I’ve read far too many books on folklore recently.
Recommendations
My friend Muffy came all the way from Blackpool to Hebden Bridge for the evening to watch I Saw the TV Glow with me. We were both spellbound by the trailer and excited by what we’d heard. I’m so glad I saw this at the cinema as it’s the best film I’ve seen so far this year.
It’s about two awkward teenagers who connect through their love of a TV show, The Pink Opaque, a Buffy-esque monster-of-the-week series. Maddy gives Owen tapes of the show even though he is so shy he can barely bring himself to talk to her. Both of them struggle with adolescence and their sexual identities.
While the film is about growing up trans, it connected to me for how it evoked being a teenager. It brought back my memories of being a weird child growing into weird adulthood, and the joys of staying up late talking to someone that you connect to.
I Saw the TV Glow is a horror film, but it’s more about a dread of growing older than jumpscares. Halfway through I wondered if this actually counted as horror, but then there was a superb monologue that definitely placed it in that category. I love films (like Gremlins, like Jaws) that deliver their worst shocks by an actor simply telling a story.
There is so much to love in this movie, such as the superb cameos. I adored the musical interlude, where an audience swayed to an intense but quiet performance, like Twin Peaks’ roadhouse, I always longed to have a music venue near me that played fragile music to an adoring audience.
It’s a few months before this will turn up on DVD, and I am looking forward to watching it again.
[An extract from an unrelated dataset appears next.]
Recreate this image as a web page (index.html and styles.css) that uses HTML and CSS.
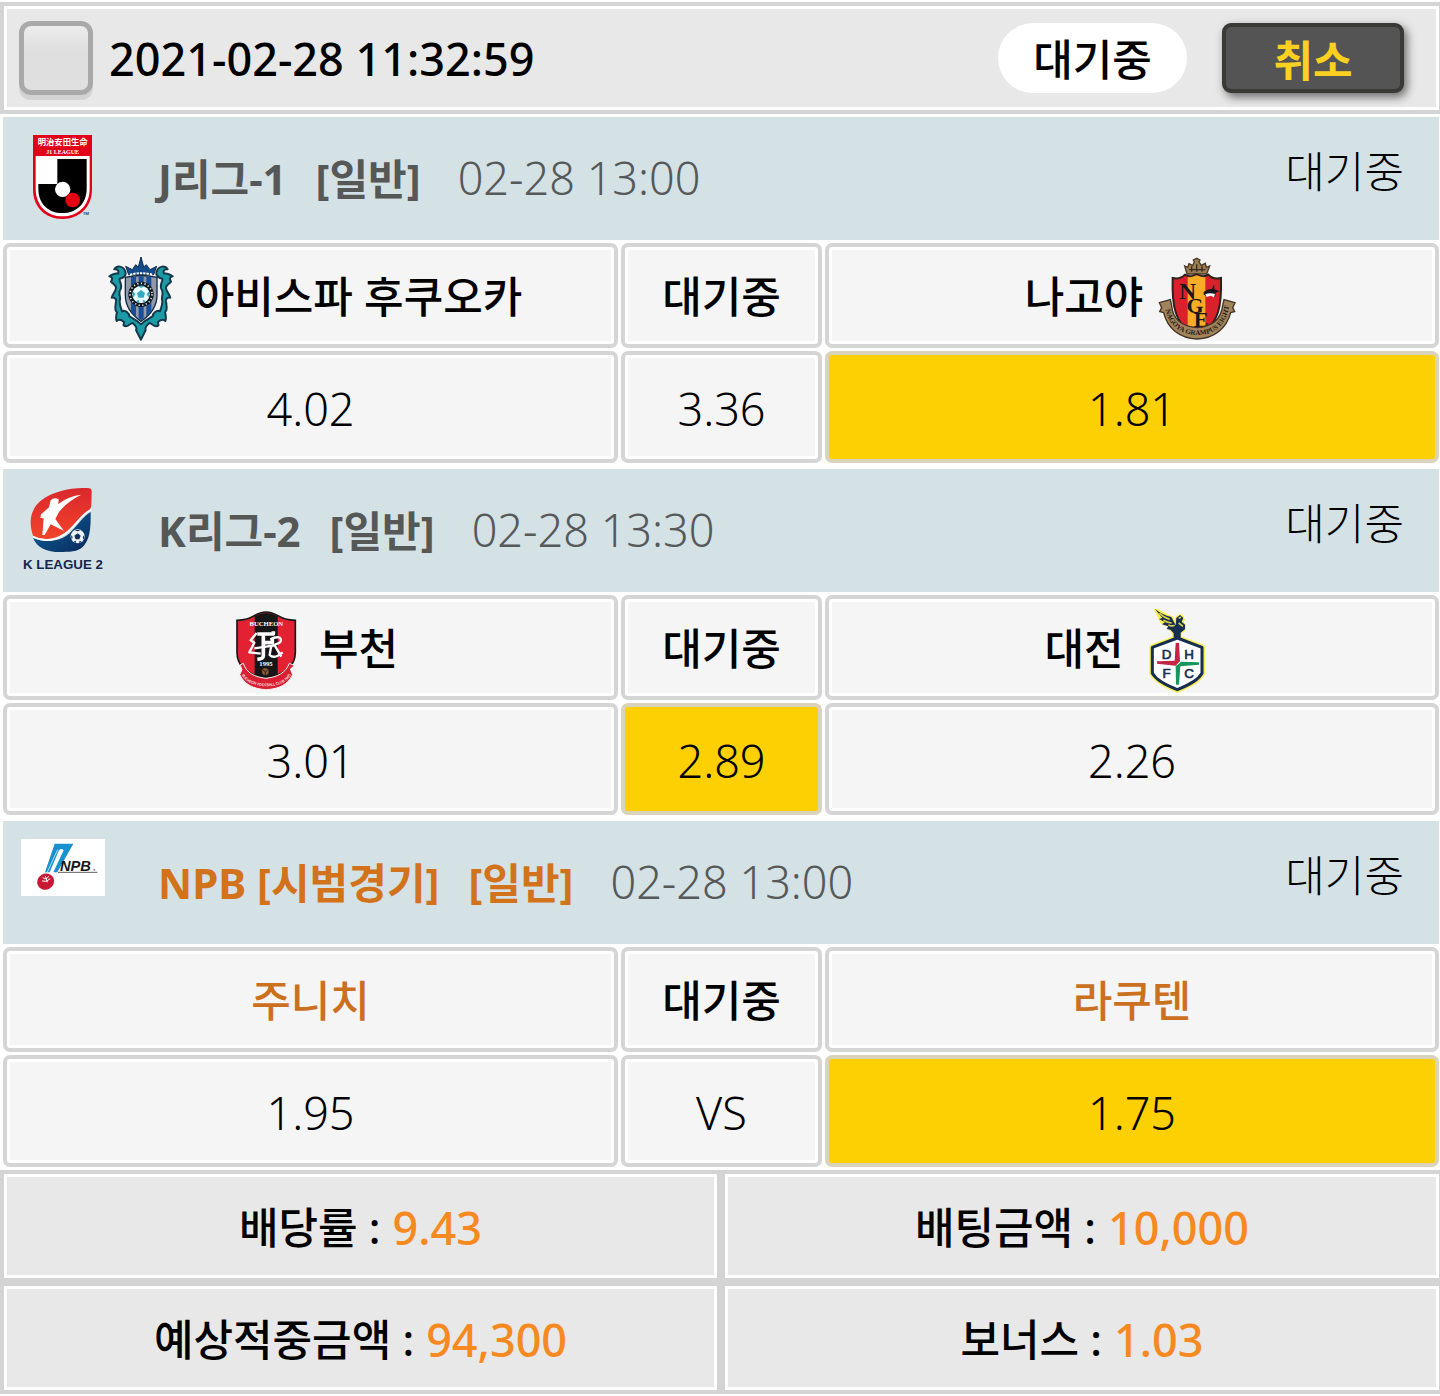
FILE: index.html
```
<!DOCTYPE html>
<html lang="ko">
<head>
  <meta charset="UTF-8" />
  <meta name="viewport" content="width=device-width, initial-scale=1" />
  <title>배팅내역</title>
  <link rel="stylesheet" href="styles.css">
</head>
<body>

  <div class="ticket">
    <div class="ticket-head">
      <input type="checkbox" id="pick">
      <label for="pick">2021-02-28 11:32:59</label>
      <span class="pill">대기중</span>
      <button type="button" class="cancel">취소</button>
    </div>

    <!-- J League -->
    <section class="match">
      <header class="league">
        <svg class="league-logo" viewBox="33 45 252 252">
          <path d="M69 45H246V208C246 262 208 297 157 297S69 262 69 208Z" fill="#e2001a"/>
          <path d="M77 108H239V206C239 256 204 289 157 289S77 256 77 206Z" fill="#fff"/>
          <path d="M142 117H230V206C230 251 199 279 157 279S85 251 85 206V192H142Z" fill="#000"/>
          <circle cx="158" cy="208" r="23" fill="#fff"/>
          <circle cx="188" cy="240" r="22" fill="#e60012"/>
          <text class="cjk" x="158" y="75" font-size="25" fill="#fff" text-anchor="middle">明治安田生命</text>
          <text class="serif" x="158" y="101" font-size="18" fill="#fff" text-anchor="middle">J1 LEAGUE</text>
          <text x="219" y="285" font-size="12" fill="#000">TM</text>
        </svg>
        <h2 class="league-name">J리그-1 <span>[일반]</span></h2>
        <time class="kickoff">02-28 13:00</time>
        <span class="league-status">대기중</span>
      </header>
      <table class="odds">
        <tr>
          <th>
            <div class="team">
              <svg class="team-logo" viewBox="11 38 252 252">
                <g fill="#1a9ba6" stroke="#15384a" stroke-width="6" stroke-linejoin="round">
                  <path d="M90 82C84 64 65 62 57 75C65 73 72 78 68 88C56 84 50 92 42 96C52 98 52 104 47 112C55 121 64 124 62 132C60 142 52 150 49 160C60 158 65 166 61 177C61 190 56 195 65 204C62 214 61 222 64 230C70 224 79 227 86 233C88 239 80 242 88 245C97 250 105 236 112 236C120 243 126 251 122 257L137 286L151 257C148 250 154 243 162 236C169 236 177 250 186 245C194 242 186 239 188 233C195 227 204 224 210 230C213 222 212 214 209 204C218 195 213 190 213 177C209 166 214 158 225 160C222 150 214 142 212 132C210 124 219 121 227 112C222 104 222 98 232 96C224 92 218 84 206 88C202 78 209 73 217 75C209 62 190 64 184 82C180 94 191 102 201 103C203 112 192 120 198 134C207 146 198 155 200 166C204 177 197 190 194 201C184 195 172 208 172 216C163 223 152 224 137 240C122 224 111 223 102 216C102 208 90 195 80 201C77 190 70 177 74 166C76 155 67 146 76 134C82 120 71 112 73 103C83 102 94 94 90 82Z"/>
                </g>
                <path d="M100 91L91 66L111 76L121 61L129 68L137 38L145 68L153 61L164 76L184 66L175 91Z" fill="#124c8b" stroke="#122b48" stroke-width="3"/>
                <path d="M90 99Q137 88 185 99V153C185 191 164 213 137 231C111 213 90 191 90 153Z" fill="#9398a8" stroke="#122b48" stroke-width="4"/>
                <path d="M107 98H122V217L107 202ZM130 96H145V222L137 227L130 222ZM153 97H168V200L153 216Z" fill="#194f99"/>
                <path d="M104 91Q137 82 171 91" fill="none" stroke="#fff" stroke-width="6" stroke-dasharray="7 3"/>
                <circle cx="137" cy="150" r="38" fill="#101820"/>
                <circle cx="137" cy="150" r="33" fill="none" stroke="#d8dde2" stroke-width="5" stroke-dasharray="4 7"/>
                <circle cx="137" cy="150" r="26" fill="#e8ffff"/>
                <path d="M137 137L149 146L145 160H129L125 146ZM128 124H147L137 131ZM112 140L120 149L114 160ZM162 140L154 149L160 160ZM122 171L132 166L130 177ZM152 171L142 166L144 177Z" fill="#35a9be"/>
              </svg>
              <span>아비스파 후쿠오카</span>
            </div>
          </th>
          <th>대기중</th>
          <th>
            <div class="team">
              <span>나고야</span>
              <svg class="team-logo" viewBox="30 38 252 252">
                <path d="M126 89L119 65L128 69L132 58L143 63L148 53L145 47L155 42L165 47L162 53L169 63L181 57L184 69L194 65L185 89Z" fill="#9b7b4f" stroke="#4d3a28" stroke-width="4"/>
                <path d="M132 76H181M140 66V82M155 60V82M171 66V82" stroke="#372b20" stroke-width="4" fill="none"/>
                <path d="M83 101C101 105 112 100 120 91C136 100 145 95 155 90C167 96 178 100 190 91C199 101 211 105 228 101C230 170 227 245 155 273C84 245 81 170 83 101Z" fill="#d9212b" stroke="#2c211d" stroke-width="6"/>
                <path d="M128 98Q143 100 155 93Q169 100 181 98V258L155 270L128 258Z" fill="#f9ad24"/>
                <path d="M176 143Q191 132 200 134L208 120V135L224 141L211 146V158L198 151Q188 157 176 151Z" fill="#18171a"/>
                <path d="M181 149Q197 145 210 149L207 159L197 154L185 158Z" fill="#fff"/>
                <g class="serif" fill="#19171a" text-anchor="middle">
                  <text x="128" y="163" font-size="70">N</text>
                  <text x="150" y="205" font-size="66">G</text>
                  <text x="168" y="247" font-size="66">E</text>
                </g>
                <path d="M43 175L76 166L80 184C83 224 111 247 156 250C201 247 228 224 233 184L237 166L270 175L263 190L269 202L257 205C245 252 208 282 156 284C104 282 67 252 56 205L44 202L50 190Z" fill="#a2845b" stroke="#423225" stroke-width="4"/>
                <path id="ngeRibbon" d="M61 193C69 243 107 272 157 272S244 243 252 187" fill="none"/>
                <text class="serif" font-size="21" fill="#251b17"><textPath href="#ngeRibbon" startOffset="3">NAGOYA GRAMPUS EIGHT</textPath></text>
              </svg>
            </div>
          </th>
        </tr>
        <tr>
          <td>4.02</td>
          <td>3.36</td>
          <td class="selected">1.81</td>
        </tr>
      </table>
    </section>

    <!-- K League -->
    <section class="match">
      <header class="league">
        <svg class="league-logo" viewBox="33 36 252 252">
          <defs>
            <linearGradient id="kRed" x1="0" y1="0" x2="0" y2="1">
              <stop offset="0" stop-color="#d9282d"/>
              <stop offset="1" stop-color="#f24329"/>
            </linearGradient>
            <linearGradient id="kBlue" x1="0" y1="0" x2="1" y2="1">
              <stop offset="0" stop-color="#0c67a5"/>
              <stop offset="1" stop-color="#0a2858"/>
            </linearGradient>
          </defs>
          <path d="M69 188C105 205 147 200 177 176C203 151 223 120 242 111C243 161 239 196 218 216C204 230 177 231 149 231C112 231 80 219 69 188Z" fill="url(#kBlue)"/>
          <path d="M69 182C56 145 59 104 94 76C128 49 188 36 238 40Q245 41 245 48L244 92Q242 104 233 108C212 122 192 152 167 172C138 194 100 198 69 182Z" fill="url(#kRed)"/>
          <path d="M69 185C107 204 146 195 174 170C201 146 218 113 244 104" fill="none" stroke="#fff" stroke-width="5"/>
          <path d="M117 97L122 76Q132 66 146 73L145 88C165 70 190 62 214 59C191 70 167 86 147 111L136 132L162 168L122 148L104 180L97 180L101 130L91 129L93 118Z" fill="#fff"/>
          <circle cx="203" cy="184" r="21" fill="#edf2f7"/>
          <path d="M203 175L212 182L208 193H197L193 182ZM193 165H212L203 169ZM183 180L188 186L185 195ZM223 180L218 186L221 195ZM191 200L197 197L199 205ZM215 200L209 197L207 205Z" fill="#122e5b"/>
          <text class="logo-text logo-bold" x="159" y="282" font-size="40" fill="#12264f" text-anchor="middle">K LEAGUE 2</text>
        </svg>
        <h2 class="league-name">K리그-2 <span>[일반]</span></h2>
        <time class="kickoff">02-28 13:30</time>
        <span class="league-status">대기중</span>
      </header>
      <table class="odds">
        <tr>
          <th>
            <div class="team">
              <svg class="team-logo" viewBox="9 28 252 252">
                <path d="M51 62Q84 61 103 48Q122 37 138 37Q155 37 174 48Q193 61 226 62V158C226 196 203 220 138 239C73 220 51 196 51 158Z" fill="#e22232" stroke="#191719" stroke-width="5"/>
                <path d="M104 50Q122 40 138 40Q155 40 173 50V229L138 237L104 229Z" fill="#171517"/>
                <path d="M60 196L70 191C79 220 104 232 138 236C172 232 197 220 208 191L224 198L211 208L218 225C203 255 177 268 139 270C100 268 74 255 59 225L66 210Z" fill="#d91f31" stroke="#f5f5f5" stroke-width="3"/>
                <text class="serif" x="139" y="79" font-size="20" fill="#fff" text-anchor="middle">BUCHEON</text>
                <g fill="none" stroke="#fff" stroke-linejoin="round">
                  <path d="M112 103H160V95M130 103V168Q130 177 112 179M130 129H157V118" stroke-width="11"/>
                  <path d="M110 100L92 122L103 129L88 158L122 162M151 119C174 107 186 114 182 125C178 135 160 131 153 142L149 166Q162 180 188 158M103 146L164 137L184 171" stroke-width="7"/>
                </g>
                <text class="serif" x="138" y="200" font-size="20" fill="#fff" text-anchor="middle">1995</text>
                <circle cx="136" cy="216" r="10" fill="#8b5c31"/>
                <path d="M129 211L136 217L143 211M136 217V226" stroke="#221b17" stroke-width="3" fill="none"/>
                <path id="bfcRibbon" d="M64 222C80 272 198 272 214 222" fill="none"/>
                <text font-size="11" fill="#fff"><textPath href="#bfcRibbon" startOffset="4">BUCHEON FOOTBALL CLUB 1995</textPath></text>
              </svg>
              <span>부천</span>
            </div>
          </th>
          <th>대기중</th>
          <th>
            <div class="team">
              <span>대전</span>
              <svg class="team-logo" viewBox="15 30 252 252">
                <g stroke="#f7ee54" stroke-width="18" stroke-linejoin="round" fill="#f7ee54">
                  <path d="M139 117L213 145V223Q199 249 139 272Q79 249 64 223V145Z"/>
                  <path d="M73 31L123 56L133 74L138 54L150 49L158 62L152 71L162 78L159 94L149 100L148 114H129L127 101L117 91L110 80L91 69Z" stroke-width="8"/>
                </g>
                <path d="M139 117L213 145V223Q199 249 139 272Q79 249 64 223V145Z" fill="#fff" stroke="#172d52" stroke-width="9" stroke-linejoin="round"/>
                <path d="M71 29Q92 47 121 54L134 79L136 57L147 48L157 57L152 68L162 77V91L149 101L149 116H128V103L118 92L107 90L112 82L93 76L102 70L84 60L94 57Z" fill="#172d52"/>
                <path d="M85 43Q101 57 116 61M97 64Q109 71 122 72M112 78Q123 83 131 79M143 58L150 55M143 72L156 82" stroke="#d9ce47" stroke-width="5" fill="none"/>
                <path d="M134 132H144L147 187L141 193L134 200L78 194V187L131 185Z" fill="#c32645"/>
                <path d="M144 194L150 188L204 190V197L148 202L144 257H135L134 201Z" fill="#15965c"/>
                <g class="logo-text" font-size="40" fill="#172d52" stroke="#172d52" stroke-width="2" text-anchor="middle">
                  <text x="107" y="180">D</text>
                  <text x="174" y="180">H</text>
                  <text x="107" y="237">F</text>
                  <text x="174" y="237">C</text>
                </g>
              </svg>
            </div>
          </th>
        </tr>
        <tr>
          <td>3.01</td>
          <td class="selected">2.89</td>
          <td>2.26</td>
        </tr>
      </table>
    </section>

    <!-- NPB preseason -->
    <section class="match special">
      <header class="league">
        <svg class="league-logo wide" viewBox="33 27 252 171">
          <rect x="33" y="27" width="252" height="171" fill="#fff"/>
          <path d="M134 41H190L142 127H130L161 61Q153 53 146 62L119 127H105Z" fill="#1a91cf"/>
          <path d="M143 59L112 126M153 66L124 126" stroke="#fff" stroke-width="2" fill="none"/>
          <ellipse cx="107" cy="155" rx="26" ry="24" fill="#c71933" transform="rotate(-30 107 155)"/>
          <path d="M98 143Q109 151 116 139M96 153Q109 158 121 146M106 138L112 157" stroke="#fff" stroke-width="3" fill="none"/>
          <text class="logo-text logo-bold logo-italic" x="150" y="122" font-size="44" fill="#191919">NPB</text>
          <path d="M144 127H262" stroke="#5f5f5f" stroke-width="3"/>
          <circle cx="253" cy="119" r="3" fill="#888"/>
        </svg>
        <h2 class="league-name">NPB [시범경기] <span>[일반]</span></h2>
        <time class="kickoff">02-28 13:00</time>
        <span class="league-status">대기중</span>
      </header>
      <table class="odds">
        <tr>
          <th><div class="team"><span>주니치</span></div></th>
          <th>대기중</th>
          <th><div class="team"><span>라쿠텐</span></div></th>
        </tr>
        <tr>
          <td>1.95</td>
          <td>VS</td>
          <td class="selected">1.75</td>
        </tr>
      </table>
    </section>

    <div class="totals">
      <div class="total">배당률 : <b>9.43</b></div>
      <div class="total">배팅금액 : <b>10,000</b></div>
      <div class="total">예상적중금액 : <b>94,300</b></div>
      <div class="total">보너스 : <b>1.03</b></div>
    </div>
  </div>

</body>
</html>
```
FILE: styles.css
```
* {
  box-sizing: border-box;
}

body {
  font-family: 'Noto Sans', 'Noto Sans CJK KR', sans-serif;
  font-size: 43px;
  line-height: 60px;
  font-weight: 500;
  background-color: #fff;
  color: #000;
  margin: 0;
}

.ticket {
  padding: 2px 0;
}

.ticket-head {
  display: flex;
  align-items: center;
  height: 112px;
  padding: 0 35px 0 15px;
  background: #e8e8e8;
  border: 4px solid #d4d4d4;
  border-right-width: 1px;
  box-shadow: inset 0 0 0 3px #fff;
}

.ticket-head input {
  appearance: none;
  flex: none;
  width: 74px;
  height: 74px;
  margin: 0 16px 0 0;
  border: 5px solid #a9a9a9;
  border-radius: 12px;
  background: linear-gradient(#ececec, #dedede 40%, #e0e0e0);
  box-shadow: 0 5px 0 #d3d3d3;
}

.ticket-head input:checked {
  background: #fcd002;
}

.ticket-head label {
  padding-top: 2px;
  font-size: 45px;
}

.pill {
  width: 189px;
  margin-left: auto;
  padding: 7px 0 3px;
  border-radius: 35px;
  background: #fff;
  text-align: center;
}

.cancel {
  width: 182px;
  height: 70px;
  margin-left: 35px;
  padding: 4px 0 0;
  border: 4px solid #393936;
  border-radius: 9px;
  background: #545454;
  box-shadow: 3px 4px 10px rgba(0, 0, 0, 0.55);
  color: #fbd021;
  font: inherit;
  font-weight: 700;
  cursor: pointer;
}

.match {
  margin: 3px 1px 0 3px;
}

.match + .match {
  margin-top: 6px;
}

.league {
  display: flex;
  align-items: flex-start;
  height: 123px;
  padding: 18px 35px 0 18px;
  background: #d4e1e5;
}

.league-logo {
  flex: none;
  width: 84px;
  height: 84px;
  margin-right: 53px;
}

.league-logo.wide {
  height: 57px;
}

.league-name {
  margin: 14px 0 0;
  font-size: 42px;
  font-weight: 700;
  color: #555857;
}

.league-name span {
  margin-left: 18px;
}

.kickoff {
  margin: 13px 0 0 37px;
  font-size: 45px;
  font-weight: 300;
  color: #565959;
}

.league-status {
  margin: 7px 0 0 auto;
  font-weight: 300;
}

.odds,
.odds tbody {
  display: block;
}

.odds tr {
  display: grid;
  grid-template-columns: 615fr 201fr 614fr;
  gap: 3px;
  margin-top: 3px;
}

.odds th,
.odds td {
  display: flex;
  align-items: center;
  justify-content: center;
  padding: 3px 0 0;
  border: 4px solid #d5d5d5;
  border-radius: 7px;
  background: #f5f5f5;
  box-shadow: inset 0 0 0 3px #fff;
}

.odds th {
  height: 105px;
  font-weight: 500;
}

.odds td {
  height: 112px;
  font-size: 45px;
  font-weight: 300;
}

.odds td.selected {
  background: #fcd002;
  border-color: #d8d3ba;
  box-shadow: none;
}

.team {
  display: flex;
  align-items: center;
  gap: 12px;
}

.team-logo {
  width: 84px;
  height: 84px;
  margin-top: 4px;
}

.special .league-name {
  color: #d2721b;
}

.special .team {
  color: #cb701f;
}

.totals {
  display: grid;
  grid-template-columns: 721fr 719fr;
  margin-top: 3px;
}

.total {
  display: flex;
  align-items: center;
  justify-content: center;
  gap: 12px;
  height: 112px;
  padding-top: 3px;
  background: #e8e8e8;
  border: 4px solid #d4d4d4;
  box-shadow: inset 0 0 0 3px #fff;
}

.total:nth-child(even) {
  border-right-width: 1px;
}

.total b {
  font-size: 45px;
  font-weight: 500;
  color: #f6891f;
}

/* lettering inside the club crests */
.cjk {
  font-family: 'Noto Sans CJK JP', sans-serif;
  font-weight: 700;
}

.serif {
  font-family: 'Liberation Serif', serif;
  font-weight: 700;
}

.logo-text {
  font-family: 'Liberation Sans', sans-serif;
}

.logo-bold {
  font-weight: 700;
}

.logo-italic {
  font-style: italic;
}
```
I can’t wait to revisit the world of The Pink Opaque.
This is great, more mucky slimy gunky funky revolution energy please (this is a plea to the world not just you)!
If you cannot find a music venue that plays fragile music to an adoring audience in the vicinity of Hebden Bridge, then you're unlikely to find one anywhere. (Actually, this is a pretty good description of the Kavus Torabi gig I went to in Sheffield last week, and I've been slightly regretting not going to see him again at the Golden Lion).